_WHAT TO DO_: Search the listing below for "this". Copy each matching line.
BEGIN INPUT DATA
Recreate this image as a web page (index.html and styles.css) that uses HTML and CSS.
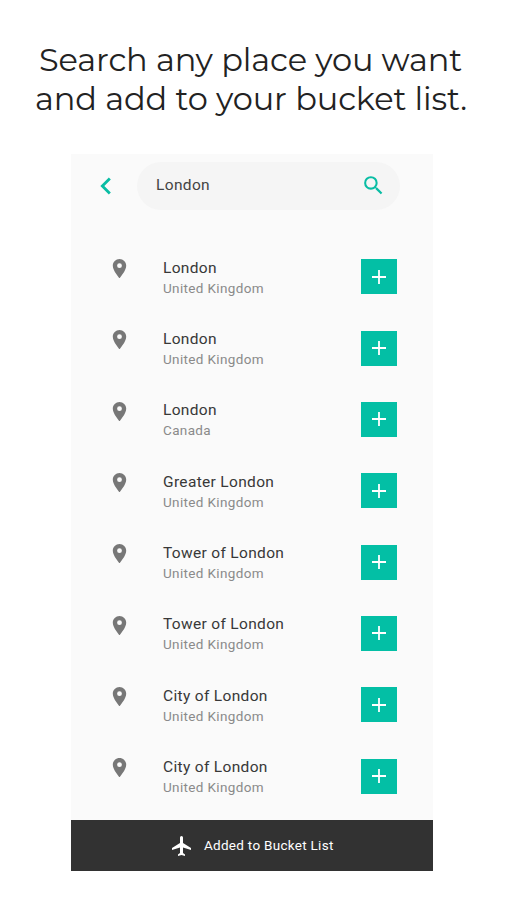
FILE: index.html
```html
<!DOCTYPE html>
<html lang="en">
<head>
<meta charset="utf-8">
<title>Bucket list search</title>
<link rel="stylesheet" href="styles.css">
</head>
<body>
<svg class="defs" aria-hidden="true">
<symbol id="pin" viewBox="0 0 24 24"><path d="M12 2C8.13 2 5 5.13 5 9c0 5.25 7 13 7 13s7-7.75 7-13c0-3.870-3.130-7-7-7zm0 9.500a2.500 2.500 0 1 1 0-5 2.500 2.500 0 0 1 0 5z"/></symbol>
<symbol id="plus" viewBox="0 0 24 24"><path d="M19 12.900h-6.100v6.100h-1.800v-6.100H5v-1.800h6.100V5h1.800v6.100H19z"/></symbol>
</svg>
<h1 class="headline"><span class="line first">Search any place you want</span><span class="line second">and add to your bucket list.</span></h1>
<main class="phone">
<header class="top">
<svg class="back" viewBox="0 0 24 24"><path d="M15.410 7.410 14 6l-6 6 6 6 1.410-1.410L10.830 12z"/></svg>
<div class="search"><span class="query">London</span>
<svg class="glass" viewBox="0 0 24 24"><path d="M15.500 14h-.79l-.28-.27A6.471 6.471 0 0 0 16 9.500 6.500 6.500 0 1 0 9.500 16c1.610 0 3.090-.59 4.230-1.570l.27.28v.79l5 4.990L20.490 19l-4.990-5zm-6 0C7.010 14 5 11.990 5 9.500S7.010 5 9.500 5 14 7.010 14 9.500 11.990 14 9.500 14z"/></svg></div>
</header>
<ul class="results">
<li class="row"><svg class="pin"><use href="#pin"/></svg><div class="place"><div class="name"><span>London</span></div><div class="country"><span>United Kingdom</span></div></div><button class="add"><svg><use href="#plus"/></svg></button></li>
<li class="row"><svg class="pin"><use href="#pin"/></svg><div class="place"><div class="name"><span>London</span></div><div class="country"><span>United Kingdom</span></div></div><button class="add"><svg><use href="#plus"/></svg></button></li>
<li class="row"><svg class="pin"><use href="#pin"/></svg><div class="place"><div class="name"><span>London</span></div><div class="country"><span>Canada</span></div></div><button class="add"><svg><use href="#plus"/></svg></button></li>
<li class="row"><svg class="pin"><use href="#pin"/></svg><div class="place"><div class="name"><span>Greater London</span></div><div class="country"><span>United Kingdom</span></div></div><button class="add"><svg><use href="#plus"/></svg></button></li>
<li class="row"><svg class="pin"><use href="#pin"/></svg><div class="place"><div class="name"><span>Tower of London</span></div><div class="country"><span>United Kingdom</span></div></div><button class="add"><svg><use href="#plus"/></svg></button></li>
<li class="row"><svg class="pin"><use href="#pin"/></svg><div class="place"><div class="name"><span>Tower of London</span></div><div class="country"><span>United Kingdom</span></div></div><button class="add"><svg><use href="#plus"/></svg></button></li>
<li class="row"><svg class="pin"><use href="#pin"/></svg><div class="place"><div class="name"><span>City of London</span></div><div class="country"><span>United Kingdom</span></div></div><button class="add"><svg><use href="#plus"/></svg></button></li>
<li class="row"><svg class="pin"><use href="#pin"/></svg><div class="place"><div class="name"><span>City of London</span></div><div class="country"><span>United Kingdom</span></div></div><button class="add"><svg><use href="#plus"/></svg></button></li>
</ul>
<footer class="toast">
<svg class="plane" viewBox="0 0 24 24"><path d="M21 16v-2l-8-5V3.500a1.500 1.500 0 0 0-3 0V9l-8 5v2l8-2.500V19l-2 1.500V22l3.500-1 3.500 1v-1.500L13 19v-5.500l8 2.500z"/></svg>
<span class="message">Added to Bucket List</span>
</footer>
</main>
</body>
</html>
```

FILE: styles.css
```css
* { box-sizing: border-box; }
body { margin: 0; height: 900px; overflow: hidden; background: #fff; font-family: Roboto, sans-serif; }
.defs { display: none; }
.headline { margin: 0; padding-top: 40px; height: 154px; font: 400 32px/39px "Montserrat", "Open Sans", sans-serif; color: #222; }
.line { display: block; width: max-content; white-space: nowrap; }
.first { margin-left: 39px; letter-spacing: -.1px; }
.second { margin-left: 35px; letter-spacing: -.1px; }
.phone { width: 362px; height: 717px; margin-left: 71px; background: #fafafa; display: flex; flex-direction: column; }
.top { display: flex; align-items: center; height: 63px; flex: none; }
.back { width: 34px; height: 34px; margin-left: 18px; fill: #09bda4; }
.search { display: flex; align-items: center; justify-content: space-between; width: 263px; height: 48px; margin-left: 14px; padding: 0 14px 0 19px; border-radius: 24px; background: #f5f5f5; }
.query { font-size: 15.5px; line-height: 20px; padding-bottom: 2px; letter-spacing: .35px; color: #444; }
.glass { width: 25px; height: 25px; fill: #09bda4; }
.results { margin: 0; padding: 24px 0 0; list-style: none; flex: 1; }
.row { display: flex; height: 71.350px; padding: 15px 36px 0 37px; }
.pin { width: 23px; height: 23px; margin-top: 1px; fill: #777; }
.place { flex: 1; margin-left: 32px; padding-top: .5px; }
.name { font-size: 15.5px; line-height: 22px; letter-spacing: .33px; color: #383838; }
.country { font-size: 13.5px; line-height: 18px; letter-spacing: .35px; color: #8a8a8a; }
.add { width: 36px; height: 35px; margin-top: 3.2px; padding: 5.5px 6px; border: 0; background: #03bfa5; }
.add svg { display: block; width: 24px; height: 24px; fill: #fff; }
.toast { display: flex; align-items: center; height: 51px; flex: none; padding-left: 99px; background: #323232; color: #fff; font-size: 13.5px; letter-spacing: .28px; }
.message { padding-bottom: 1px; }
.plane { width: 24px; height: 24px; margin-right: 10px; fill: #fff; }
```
END INPUT DATA
BEGIN INPUT DATA
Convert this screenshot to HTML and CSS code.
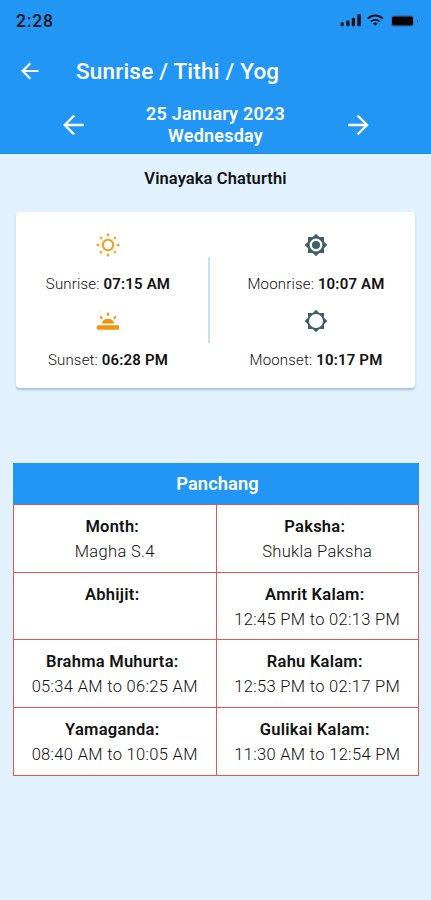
END INPUT DATA
_REPLY_:
Recreate this image as a web page (index.html and styles.css) that uses HTML and CSS.
Convert this screenshot to HTML and CSS code.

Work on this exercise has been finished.